▶ _TASK DIRECTIONS_: Skip every picture and transcribe the remaining material exactly.
# SOURCE EXCERPT start
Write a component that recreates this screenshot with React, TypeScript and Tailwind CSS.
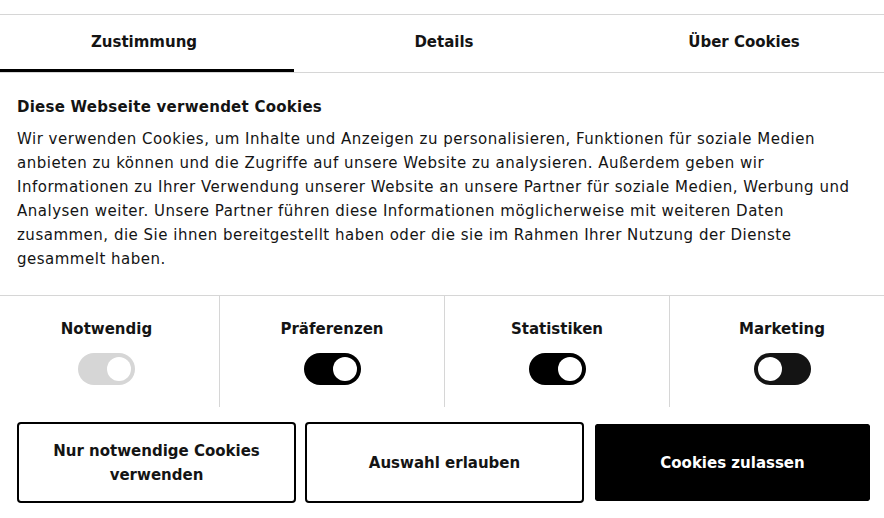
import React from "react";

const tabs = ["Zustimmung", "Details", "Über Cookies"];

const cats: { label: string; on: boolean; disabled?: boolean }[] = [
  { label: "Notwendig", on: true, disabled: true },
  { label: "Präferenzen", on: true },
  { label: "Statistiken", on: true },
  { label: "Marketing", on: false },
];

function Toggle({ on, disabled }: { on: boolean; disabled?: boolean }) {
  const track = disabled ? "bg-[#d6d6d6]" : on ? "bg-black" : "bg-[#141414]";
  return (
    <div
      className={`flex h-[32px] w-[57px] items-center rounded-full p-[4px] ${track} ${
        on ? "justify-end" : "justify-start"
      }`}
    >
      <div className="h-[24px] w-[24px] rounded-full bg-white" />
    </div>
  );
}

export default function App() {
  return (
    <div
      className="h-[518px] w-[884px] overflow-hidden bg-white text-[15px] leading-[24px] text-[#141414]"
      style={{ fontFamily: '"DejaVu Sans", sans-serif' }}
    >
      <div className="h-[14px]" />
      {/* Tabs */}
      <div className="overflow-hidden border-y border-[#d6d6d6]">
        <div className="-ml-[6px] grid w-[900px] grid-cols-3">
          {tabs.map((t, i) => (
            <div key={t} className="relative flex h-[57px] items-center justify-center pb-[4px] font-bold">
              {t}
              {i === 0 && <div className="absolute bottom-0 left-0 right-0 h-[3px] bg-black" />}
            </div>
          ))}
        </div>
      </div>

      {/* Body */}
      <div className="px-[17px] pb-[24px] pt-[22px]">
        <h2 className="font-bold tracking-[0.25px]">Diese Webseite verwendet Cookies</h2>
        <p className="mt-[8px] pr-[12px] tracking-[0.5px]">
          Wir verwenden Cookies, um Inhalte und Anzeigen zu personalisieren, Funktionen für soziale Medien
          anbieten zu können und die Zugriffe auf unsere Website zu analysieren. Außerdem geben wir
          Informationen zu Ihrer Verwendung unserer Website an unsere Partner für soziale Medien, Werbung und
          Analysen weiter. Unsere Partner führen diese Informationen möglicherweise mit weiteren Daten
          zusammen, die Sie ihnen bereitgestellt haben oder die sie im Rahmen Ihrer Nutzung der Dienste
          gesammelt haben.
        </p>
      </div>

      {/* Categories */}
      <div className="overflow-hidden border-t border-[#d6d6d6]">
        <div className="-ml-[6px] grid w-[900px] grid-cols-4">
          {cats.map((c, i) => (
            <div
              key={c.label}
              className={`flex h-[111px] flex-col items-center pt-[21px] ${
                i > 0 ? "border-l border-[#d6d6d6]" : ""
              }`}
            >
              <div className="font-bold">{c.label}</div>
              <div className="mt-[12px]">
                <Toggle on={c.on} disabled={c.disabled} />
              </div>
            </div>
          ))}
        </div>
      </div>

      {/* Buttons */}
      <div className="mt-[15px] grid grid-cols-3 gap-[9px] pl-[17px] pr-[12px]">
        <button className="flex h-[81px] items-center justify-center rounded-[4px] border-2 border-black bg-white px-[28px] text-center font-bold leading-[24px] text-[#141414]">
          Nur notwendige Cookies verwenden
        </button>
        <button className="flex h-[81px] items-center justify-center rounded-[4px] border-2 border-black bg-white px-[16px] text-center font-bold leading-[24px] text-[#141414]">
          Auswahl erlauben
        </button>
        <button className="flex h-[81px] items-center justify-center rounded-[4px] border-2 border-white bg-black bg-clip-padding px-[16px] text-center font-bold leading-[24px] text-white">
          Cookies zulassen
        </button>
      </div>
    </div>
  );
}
# SOURCE EXCERPT end
▶ _ANSWER FOR THE TASK_:
Write a component that recreates this screenshot with React, TypeScript and Tailwind CSS.
import React from "react";

const tabs = ["Zustimmung", "Details", "Über Cookies"];

const cats: { label: string; on: boolean; disabled?: boolean }[] = [
  { label: "Notwendig", on: true, disabled: true },
  { label: "Präferenzen", on: true },
  { label: "Statistiken", on: true },
  { label: "Marketing", on: false },
];

function Toggle({ on, disabled }: { on: boolean; disabled?: boolean }) {
  const track = disabled ? "bg-[#d6d6d6]" : on ? "bg-black" : "bg-[#141414]";
  return (
    <div
      className={`flex h-[32px] w-[57px] items-center rounded-full p-[4px] ${track} ${
        on ? "justify-end" : "justify-start"
      }`}
    >
      <div className="h-[24px] w-[24px] rounded-full bg-white" />
    </div>
  );
}

export default function App() {
  return (
    <div
      className="h-[518px] w-[884px] overflow-hidden bg-white text-[15px] leading-[24px] text-[#141414]"
      style={{ fontFamily: '"DejaVu Sans", sans-serif' }}
    >
      <div className="h-[14px]" />
      {/* Tabs */}
      <div className="overflow-hidden border-y border-[#d6d6d6]">
        <div className="-ml-[6px] grid w-[900px] grid-cols-3">
          {tabs.map((t, i) => (
            <div key={t} className="relative flex h-[57px] items-center justify-center pb-[4px] font-bold">
              {t}
              {i === 0 && <div className="absolute bottom-0 left-0 right-0 h-[3px] bg-black" />}
            </div>
          ))}
        </div>
      </div>

      {/* Body */}
      <div className="px-[17px] pb-[24px] pt-[22px]">
        <h2 className="font-bold tracking-[0.25px]">Diese Webseite verwendet Cookies</h2>
        <p className="mt-[8px] pr-[12px] tracking-[0.5px]">
          Wir verwenden Cookies, um Inhalte und Anzeigen zu personalisieren, Funktionen für soziale Medien
          anbieten zu können und die Zugriffe auf unsere Website zu analysieren. Außerdem geben wir
          Informationen zu Ihrer Verwendung unserer Website an unsere Partner für soziale Medien, Werbung und
          Analysen weiter. Unsere Partner führen diese Informationen möglicherweise mit weiteren Daten
          zusammen, die Sie ihnen bereitgestellt haben oder die sie im Rahmen Ihrer Nutzung der Dienste
          gesammelt haben.
        </p>
      </div>

      {/* Categories */}
      <div className="overflow-hidden border-t border-[#d6d6d6]">
        <div className="-ml-[6px] grid w-[900px] grid-cols-4">
          {cats.map((c, i) => (
            <div
              key={c.label}
              className={`flex h-[111px] flex-col items-center pt-[21px] ${
                i > 0 ? "border-l border-[#d6d6d6]" : ""
              }`}
            >
              <div className="font-bold">{c.label}</div>
              <div className="mt-[12px]">
                <Toggle on={c.on} disabled={c.disabled} />
              </div>
            </div>
          ))}
        </div>
      </div>

      {/* Buttons */}
      <div className="mt-[15px] grid grid-cols-3 gap-[9px] pl-[17px] pr-[12px]">
        <button className="flex h-[81px] items-center justify-center rounded-[4px] border-2 border-black bg-white px-[28px] text-center font-bold leading-[24px] text-[#141414]">
          Nur notwendige Cookies verwenden
        </button>
        <button className="flex h-[81px] items-center justify-center rounded-[4px] border-2 border-black bg-white px-[16px] text-center font-bold leading-[24px] text-[#141414]">
          Auswahl erlauben
        </button>
        <button className="flex h-[81px] items-center justify-center rounded-[4px] border-2 border-white bg-black bg-clip-padding px-[16px] text-center font-bold leading-[24px] text-white">
          Cookies zulassen
        </button>
      </div>
    </div>
  );
}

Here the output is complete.